### Data extract:
*-*-*

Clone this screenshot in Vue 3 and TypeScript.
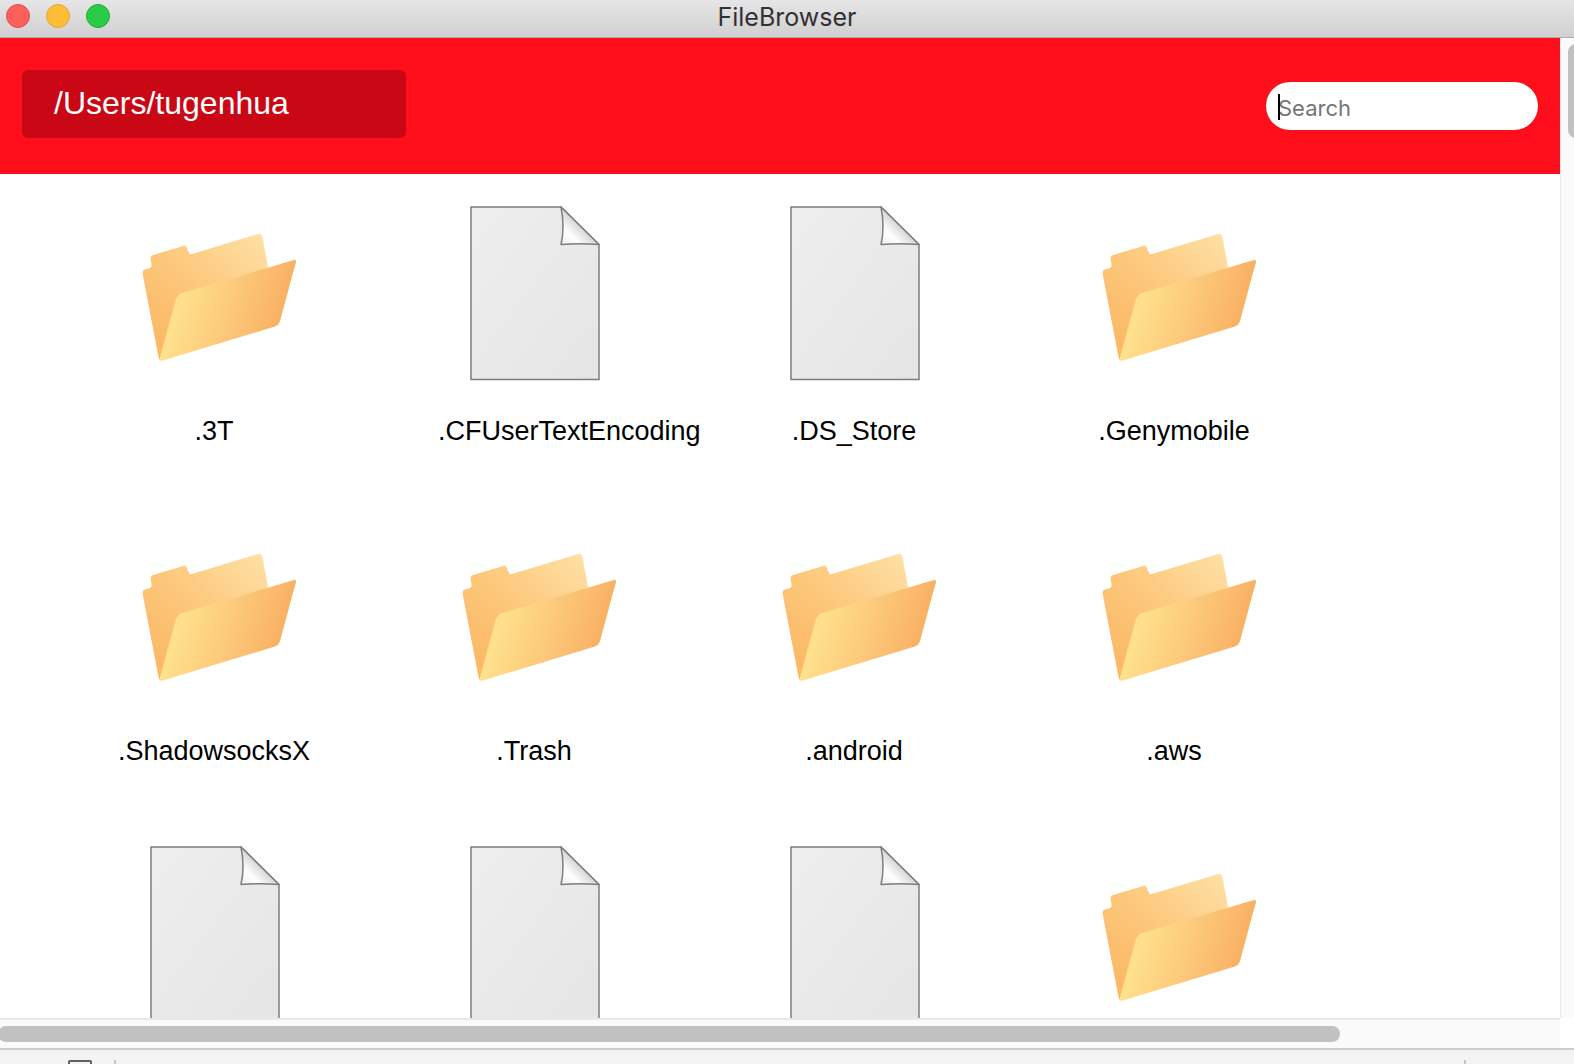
<script setup lang="ts">
import { ref } from 'vue'

interface Entry {
  kind: 'folder' | 'file'
  name: string
}

const path = ref('/Users/tugenhua')
const query = ref('')

const entries: Entry[] = [
  { kind: 'folder', name: '.3T' },
  { kind: 'file', name: '.CFUserTextEncoding' },
  { kind: 'file', name: '.DS_Store' },
  { kind: 'folder', name: '.Genymobile' },
  { kind: 'folder', name: '.ShadowsocksX' },
  { kind: 'folder', name: '.Trash' },
  { kind: 'folder', name: '.android' },
  { kind: 'folder', name: '.aws' },
  { kind: 'file', name: '' },
  { kind: 'file', name: '' },
  { kind: 'file', name: '' },
  { kind: 'folder', name: '' },
]
</script>

<template>
  <div class="window">
    <header class="titlebar">
      <div class="lights">
        <button class="light close" type="button" aria-label="Close"></button>
        <button class="light minimise" type="button" aria-label="Minimise"></button>
        <button class="light zoom" type="button" aria-label="Zoom"></button>
      </div>
      <h1 class="title">FileBrowser</h1>
    </header>

    <svg class="defs" aria-hidden="true">
      <defs>
        <linearGradient id="folder-back" x1="0" y1="1" x2="1" y2="0">
          <stop offset="0" stop-color="#fbb45f" />
          <stop offset="0.5" stop-color="#fdc77b" />
          <stop offset="1" stop-color="#fde2a8" />
        </linearGradient>
        <linearGradient id="folder-front" gradientUnits="userSpaceOnUse" x1="50" y1="115" x2="154" y2="146">
          <stop offset="0" stop-color="#ffe48f" />
          <stop offset="0.5" stop-color="#fdcb7c" />
          <stop offset="1" stop-color="#f9b164" />
        </linearGradient>
        <linearGradient id="file-page" x1="0" y1="0" x2="1" y2="1">
          <stop offset="0" stop-color="#eeeeee" />
          <stop offset="1" stop-color="#e5e5e5" />
        </linearGradient>
        <linearGradient id="file-fold" gradientUnits="userSpaceOnUse" x1="124" y1="46" x2="142" y2="28">
          <stop offset="0" stop-color="#f0f0f0" />
          <stop offset="0.45" stop-color="#ffffff" />
          <stop offset="1" stop-color="#d4d4d4" />
        </linearGradient>
      </defs>
    </svg>

    <div class="body">
      <div class="view">
        <div class="toolbar">
          <div class="path">{{ path }}</div>
          <div class="search">
            <input v-model="query" type="text" placeholder="Search" aria-label="Search" />
            <span class="caret"></span>
          </div>
        </div>

        <main class="files">
          <figure v-for="(entry, i) in entries" :key="i" class="entry">
            <svg v-if="entry.kind === 'folder'" class="icon" viewBox="0 0 192 192" aria-hidden="true">
              <path
                fill="url(#folder-back)"
                d="M26 73 L32 71 Q34 70 33.500 67 L32.500 61 Q32.500 59 35 58 L65 49 Q68 48 69 51 L71 56 Q72 57.500 74 57 L140 37 Q143.500 36 144.500 40 L150 70 L43 163 Q41 163 40.500 160 L24.500 76 Q24 74 26 73 Z"
              />
              <path
                fill="url(#folder-front)"
                d="M64 96 L176 63 Q178.500 62.500 178 65 L162 124 Q161 128 157 129.500 L45 163.500 Q41 164.500 42 160 L58 102 Q60 97 64 96 Z"
              />
            </svg>
            <svg v-else class="icon" viewBox="0 0 192 192" aria-hidden="true">
              <path
                fill="url(#file-page)"
                stroke="#7d7d7d"
                stroke-width="1.500"
                d="M33 10 H123 L161 47.500 V182.500 H33 Z"
              />
              <path
                fill="url(#file-fold)"
                stroke="#7d7d7d"
                stroke-width="1.500"
                stroke-linejoin="round"
                d="M123 10 Q127 30 123 47.500 Q142 46 161 47.500 Z"
              />
            </svg>
            <figcaption class="name">{{ entry.name }}</figcaption>
          </figure>
        </main>
      </div>
      <div class="vtrack"><div class="vthumb"></div></div>
      <div class="htrack"><div class="hthumb"></div></div>
    </div>

    <footer class="statusbar">
      <span class="box"></span>
      <span class="divider"></span>
      <span class="divider end"></span>
    </footer>
  </div>
</template>

<style>
body {
  margin: 0;
  overflow: hidden;
}
</style>

<style scoped>
.window {
  display: flex;
  flex-direction: column;
  height: 100vh;
  overflow: hidden;
  background: #fff;
  color: #000;
  font-family: "Liberation Sans", Arial, sans-serif;
}

.titlebar {
  display: grid;
  grid-template-columns: 1fr auto 1fr;
  flex: none;
  align-items: start;
  box-sizing: border-box;
  height: 38px;
  padding: 4px 6px 0;
  border-bottom: 1px solid #b3ada2;
  background: linear-gradient(#e6e6e6, #d0d0d0);
}

.lights {
  display: flex;
  gap: 16px;
}

.light {
  box-sizing: border-box;
  width: 24px;
  height: 24px;
  padding: 0;
  border: 1px solid;
  border-radius: 50%;
}

.close {
  border-color: #e2504c;
  background: #fd5f5b;
}

.minimise {
  border-color: #e0a63a;
  background: #fdbd37;
}

.zoom {
  border-color: #24ac38;
  background: #2bcb48;
}

.title {
  margin: 0;
  color: #343136;
  font: 400 25px/26px Inter, Roboto, sans-serif;
}

.defs {
  position: absolute;
  width: 0;
  height: 0;
}

.body {
  display: grid;
  flex: 1;
  grid-template-rows: minmax(0, 1fr) 30px;
  grid-template-columns: minmax(0, 1fr) 14px;
  min-height: 0;
}

.view {
  overflow: hidden;
}

.toolbar {
  display: flex;
  align-items: flex-start;
  justify-content: space-between;
  box-sizing: border-box;
  height: 136px;
  padding: 32px 22px;
  background: #ff0f1b;
}

.path {
  box-sizing: border-box;
  width: 384px;
  padding: 0 32px 2px;
  border-radius: 6px;
  background: #ca0815;
  color: #fff;
  font-size: 32px;
  line-height: 66px;
}

.search {
  position: relative;
  margin-top: 12px;
}

.search input {
  display: block;
  box-sizing: border-box;
  width: 272px;
  height: 48px;
  padding: 4px 12px 0;
  border: 0;
  border-radius: 24px;
  outline: 0;
  background: #fff;
  color: #000;
  font: 22px Inter, Roboto, sans-serif;
}

.search input::placeholder {
  color: #757575;
  opacity: 1;
}

.caret {
  position: absolute;
  top: 12px;
  left: 12px;
  width: 2px;
  height: 26px;
  background: #000;
}

.files {
  display: grid;
  grid-template-columns: repeat(auto-fill, 320px);
  grid-auto-rows: 320px;
  padding: 23px 0 0 54px;
}

.entry {
  display: flex;
  flex-direction: column;
  align-items: center;
  gap: 24px;
  margin: 0;
}

.icon {
  flex: none;
  width: 192px;
  height: 192px;
}

/* Names wider than the icon keep its left edge and run out to the right. */
.name {
  width: 192px;
  font-size: 27px;
  line-height: 36px;
  text-align: center;
  white-space: nowrap;
}

.vtrack {
  box-sizing: border-box;
  overflow: hidden;
  padding: 6px 0 0 7px;
  border-left: 1px solid #e8e8e8;
  background: #fafafa;
}

.vthumb {
  width: 16px;
  height: 94px;
  border-radius: 8px;
  background: #c1c1c1;
}

.htrack {
  box-sizing: border-box;
  overflow: hidden;
  padding: 6px 0;
  border-top: 2px solid #e8e8e8;
  background: #fafafa;
}

.hthumb {
  width: 86%;
  height: 16px;
  margin-left: -2px;
  border-radius: 8px;
  background: #c1c1c1;
}

.statusbar {
  display: flex;
  flex: none;
  align-items: flex-start;
  box-sizing: border-box;
  height: 16px;
  padding: 10px 108px 0 68px;
  overflow: hidden;
  border-top: 2px solid #cbcbcb;
  background: #f3f3f3;
}

.box {
  box-sizing: border-box;
  width: 24px;
  height: 20px;
  border: 2px solid #5f5f5f;
  border-radius: 2px;
}

.divider {
  width: 2px;
  height: 20px;
  margin-left: 22px;
  background: #c6c6c6;
}

.end {
  margin-left: auto;
}
</style>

*-*-*

### Required task:
The lines from the top of the data above through the one holding "const query = ref('')" are to be repeated exactly, and only those, with no pictures.

### Complete output:
Clone this screenshot in Vue 3 and TypeScript.
<script setup lang="ts">
import { ref } from 'vue'

interface Entry {
  kind: 'folder' | 'file'
  name: string
}

const path = ref('/Users/tugenhua')
const query = ref('')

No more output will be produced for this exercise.